I think we saw three aircraft - one came over one day - poor little things - they were by themselves, with our aircraft by the dozen, hundreds of ships there blasting away with anti-aircraft guns, as long as they survived - only a minute or two. One crashed and the other two did scamper back inland.

Well yes, it was terribly noisy. One day we were inside the War Spite, which was a WW1 battleship, probably not anchored, but it was circling its guns round and just blasted away all day. We were moving along all day. It was difficult. We must have cleared the mines close to the beach the night before, along with one or two other minesweepers - we weren't the only one! So we must have worked further out, but we weren't very deep because, was it the eleventh day we set off this acoustic mine which lifted us a couple of feet in the air. It broke lots of crockery and did lots of superficial damage. Enough to have us toddling back to Portsmouth. We were able to sail back because we weren't holed. The sea was deep enough not to actually hole, but it was deeper than the depth of this room, but we weren't very far out.

It did damage to lots of breakable things.
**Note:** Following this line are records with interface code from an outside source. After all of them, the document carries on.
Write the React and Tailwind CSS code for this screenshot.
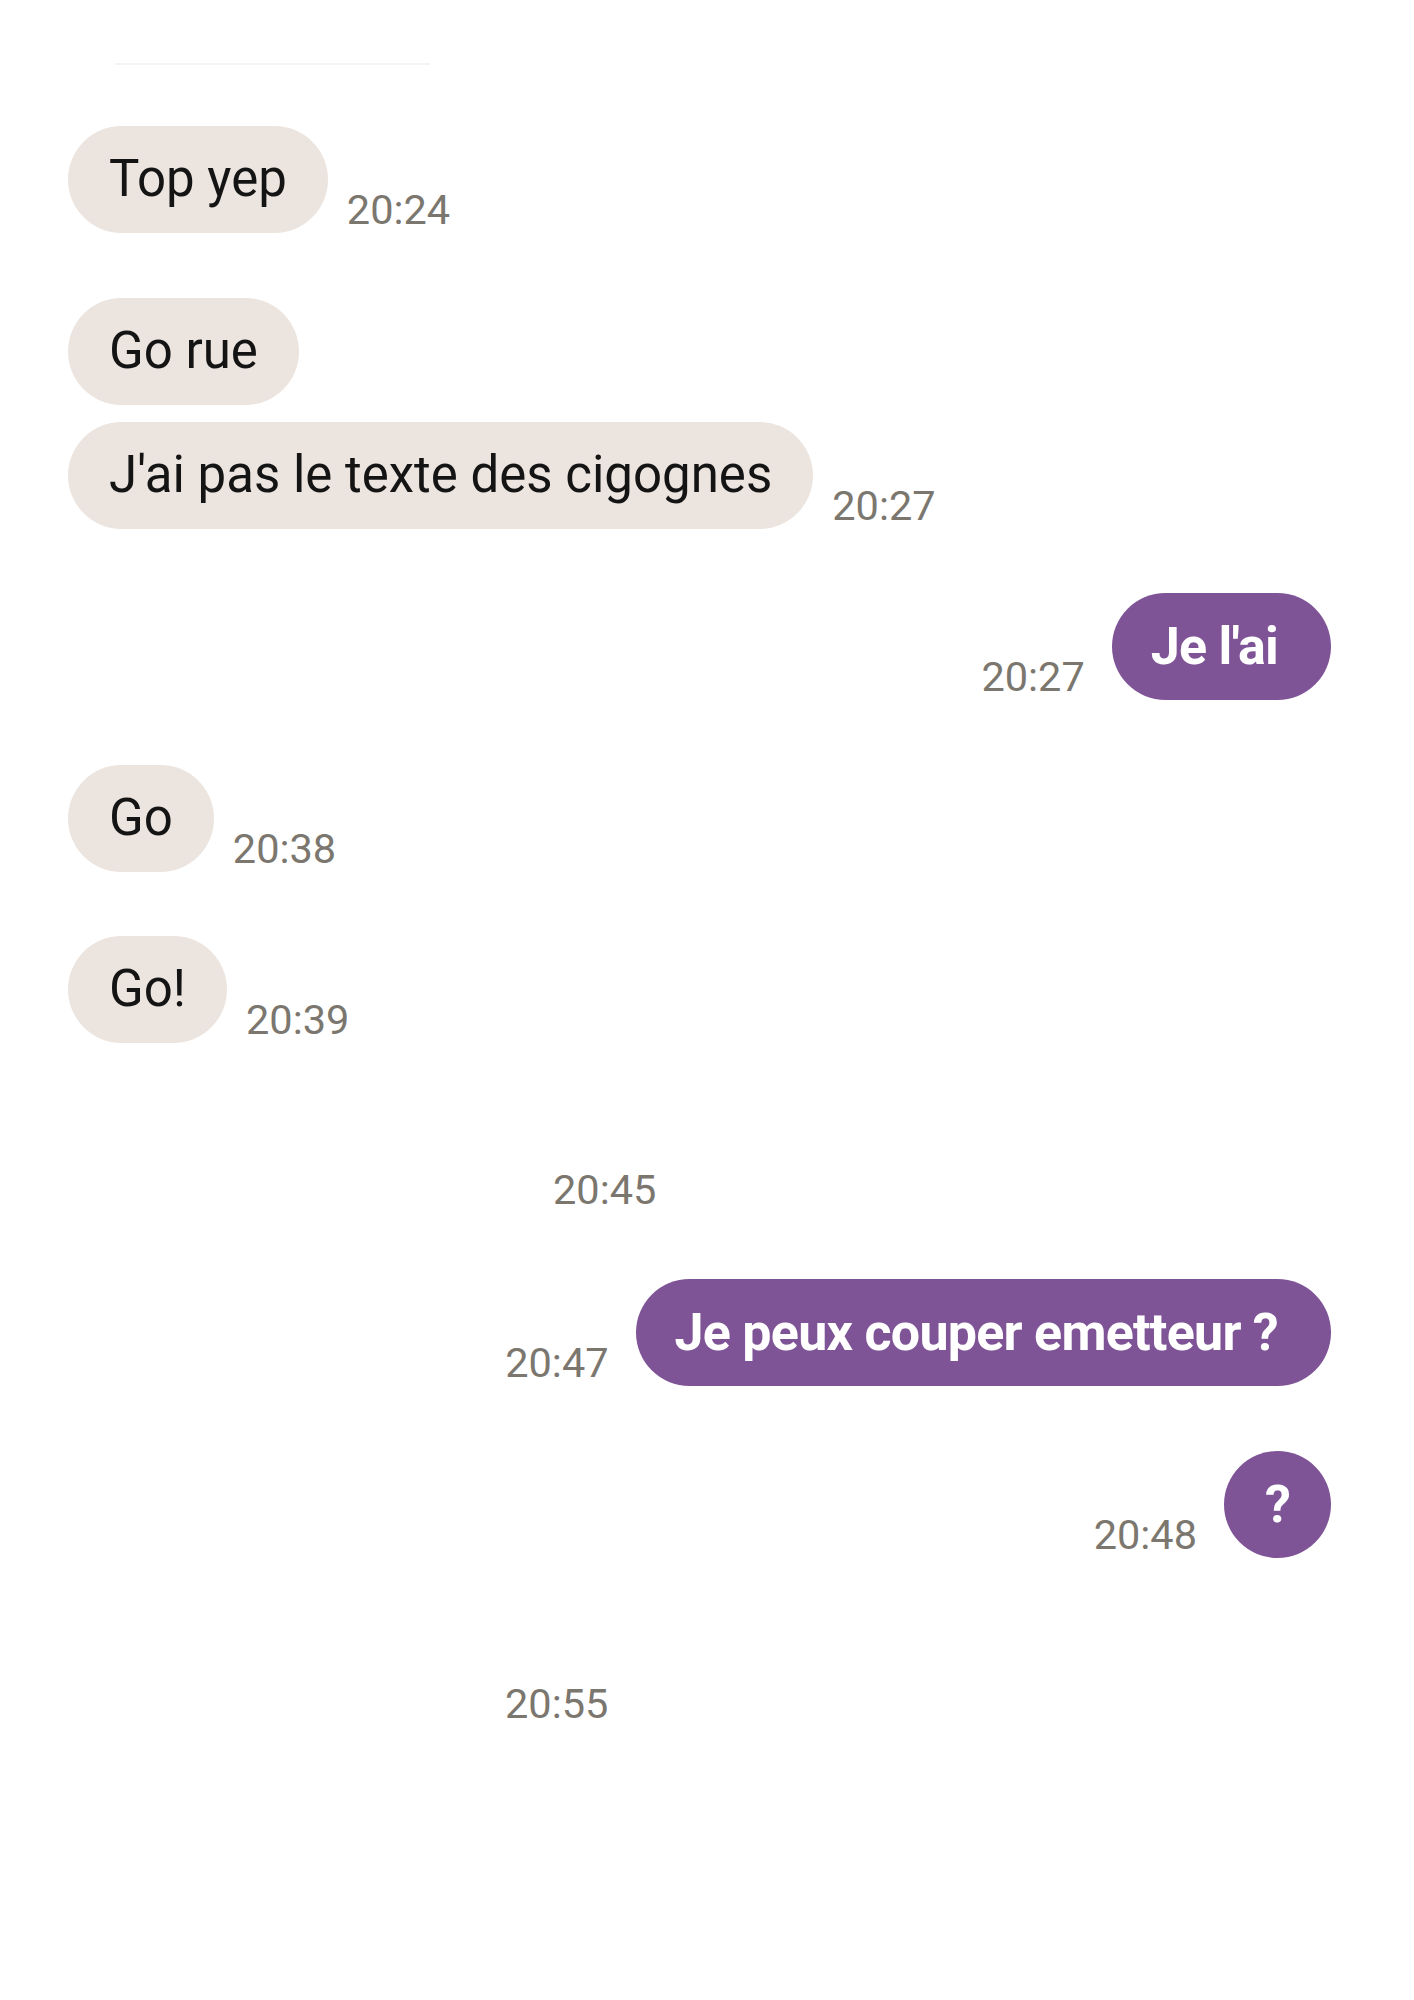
const font = { fontFamily: 'Roboto, "Noto Sans", sans-serif' };

function Time({ children, className = '' }) {
  return (
    <span className={`text-[41.5px] leading-none text-[#7b776f] ${className}`}>{children}</span>
  );
}

function In({ text, time, className = '' }) {
  return (
    <div className={`flex items-end ${className}`}>
      <div className="h-[107px] flex items-center px-[41px] rounded-full bg-[#ece4de] text-[51px] text-[#141414] whitespace-nowrap">
        {text}
      </div>
      {time && <Time className="ml-[19px] mb-[3px]">{time}</Time>}
    </div>
  );
}

function Out({ text, time, className = '', round = false }) {
  return (
    <div className={`flex items-end justify-end ${className}`}>
      {time && <Time className="mr-[27px] mb-[3px]">{time}</Time>}
      <div
        className={`h-[107px] flex items-center rounded-full bg-[#7e5497] text-[52px] font-bold text-white whitespace-nowrap tracking-[-0.75px] ${round ? 'w-[107px] justify-center' : 'pl-[39px] pr-[53px]'}`}
      >
        {text}
      </div>
    </div>
  );
}

export default function App() {
  return (
    <div className="w-[1414px] min-h-[2000px] bg-white" style={font}>
      <div className="flex flex-col pl-[68px] pr-[83px]">
        <div className="mt-[63px] ml-[47px] w-[315px] h-[2px] bg-[#f5f4f3]" />
        <In text="Top yep" time="20:24" className="mt-[61px]" />
        <In text="Go rue" className="mt-[65px]" />
        <In text="J'ai pas le texte des cigognes" time="20:27" className="mt-[17px]" />
        <Out text="Je l'ai" time="20:27" className="mt-[64px]" />
        <In text="Go" time="20:38" className="mt-[65px]" />
        <In text="Go!" time="20:39" className="mt-[64px]" />
        <div className="mt-[126px] pl-[485px]">
          <Time>20:45</Time>
        </div>
        <Out text="Je peux couper emetteur ?" time="20:47" className="mt-[68px]" />
        <Out text="?" time="20:48" round className="mt-[65px]" />
        <div className="mt-[125px] pl-[437px]">
          <Time>20:55</Time>
        </div>
      </div>
    </div>
  );
}
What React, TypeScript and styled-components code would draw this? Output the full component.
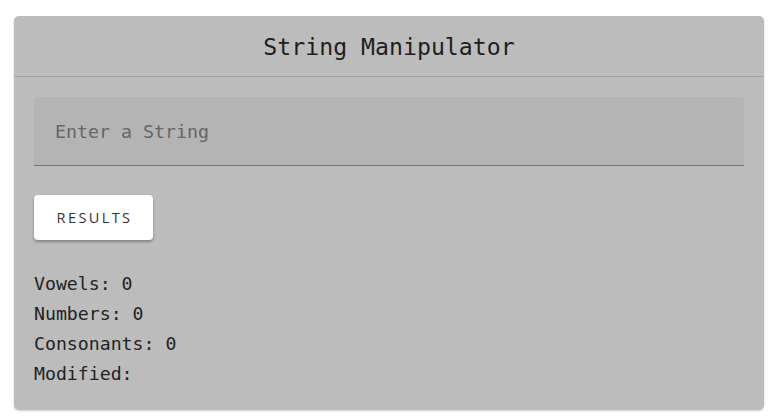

If you get a thing like a ship actually lifted bodily up and plonked down, even though it is on water - the engines and whatnot were blocked, but we were still able to steer, but the engines were presumably not working perfectly.

How did they organise the feeding on board? The same as on any ship. We went to lunch when we were off duty. On D-day? I can't remember atall. Presumably we had sandwiches and whatnot brought up. We would have been at action stations, of course. I know we used to get cocoa brought up to us - Kye (naval cocoa) we used to call it.